Se confirmado como o último capítulo, “O Acerto Final” marca o fim de uma era para uma das franquias de ação mais resilientes — e consistentes — do cinema contemporâneo. A dupla “Acerto de Contas” (7º filme) e “O Acerto Final” (8º filme) funciona como um épico de despedida, elevando a escala da série a patamares quase operísticos. A sensação de conclusão é trabalhada com nostalgia deliberada: desde os créditos iniciais, que revisitam cenas icônicas como a invasão ao cofre da CIA em “Missão: Impossível” (1996) ou a queda livre em “Efeito Fallout” (2018), até o resgate de personagens-chave como Luther (Ving Rhames) e Benji (Simon Pegg), cuja química com Hunt evoca décadas de parceria. Até Ilsa Faust (Rebecca Ferguson), cujo destino ambíguo no filme anterior gerou polêmica, recebe um arco que encerra não apenas sua história, mas um ciclo de sacrifícios e redenção.
A direção de Christopher McQuarrie reforça esse tom de despedida com sequências que ecoam a mitologia da franquia: o trem em alta velocidade remete ao primeiro filme, enquanto os combates corpo a corpo revisitam a brutalidade de “Efeito Fallout”. Até o vilão Gabriel, com seu fatalismo filosófico, surge como antítese definitiva de Hunt, encapsulando o conflito entre dever e humanidade que sempre permeou a série. Em um momento especialmente simbólico, a sombra de Jim Phelps (Jon Voight) ressurge — um lembrete de que toda a jornada de Hunt começou com uma traição e talvez termine com uma última escolha entre missão e família.
“O Acerto Final” transcende o blockbuster convencional.

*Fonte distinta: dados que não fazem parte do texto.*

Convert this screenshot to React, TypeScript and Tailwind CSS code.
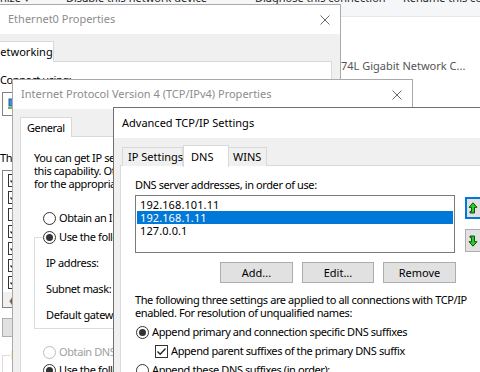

Nas entrelinhas, o filme dispara um alerta sobre os perigos da inteligência artificial descontrolada — tema que ressoa com urgência em nossa era digital. A trama, envolta em conspirações high-tech, reflete as próprias inquietações de Tom Cruise, um crítico ferrenho da desumanização do cinema. Cada cena prática, cada façanha sem dublês, é um manifesto silencioso contra a substituição do real pelo virtual.
Enquanto Hunt enfrenta uma IA para salvar o mundo, Cruise trava nos bastidores sua própria batalha pela preservação do cinema como experiência visceral. A franquia mantém sua tradição: sequências de ação espetaculares, com Cruise arriscando-se pessoalmente e um uso comedido de CGI. Em “O Acerto Final”, a perseguição aérea com aviões bimotores analógicos é um tributo ao cinema de raiz — onde criatividade superava limitações tecnológicas. É um espetáculo que homenageia o passado enquanto desafia os limites do presente.
“Missão: Impossível – O Acerto Final” é um epílogo digno, ainda que imperfeito. Se por um lado recorre excessivamente a flashbacks e referências nostálgicas, por outro eleva o espetáculo a níveis estratosféricos, equilibrando ação vertiginosa com um olhar melancólico sobre o fim da jornada. O filme encerra com um clima de festa que se despede, mas deixa a porta entreaberta — talvez para novas missões, talvez para um novo capítulo sem Cruise. Seja como for, Ethan Hunt entra para a história como o espião que tornou o impossível uma possibilidade, tanto na tela quanto nos bastidores.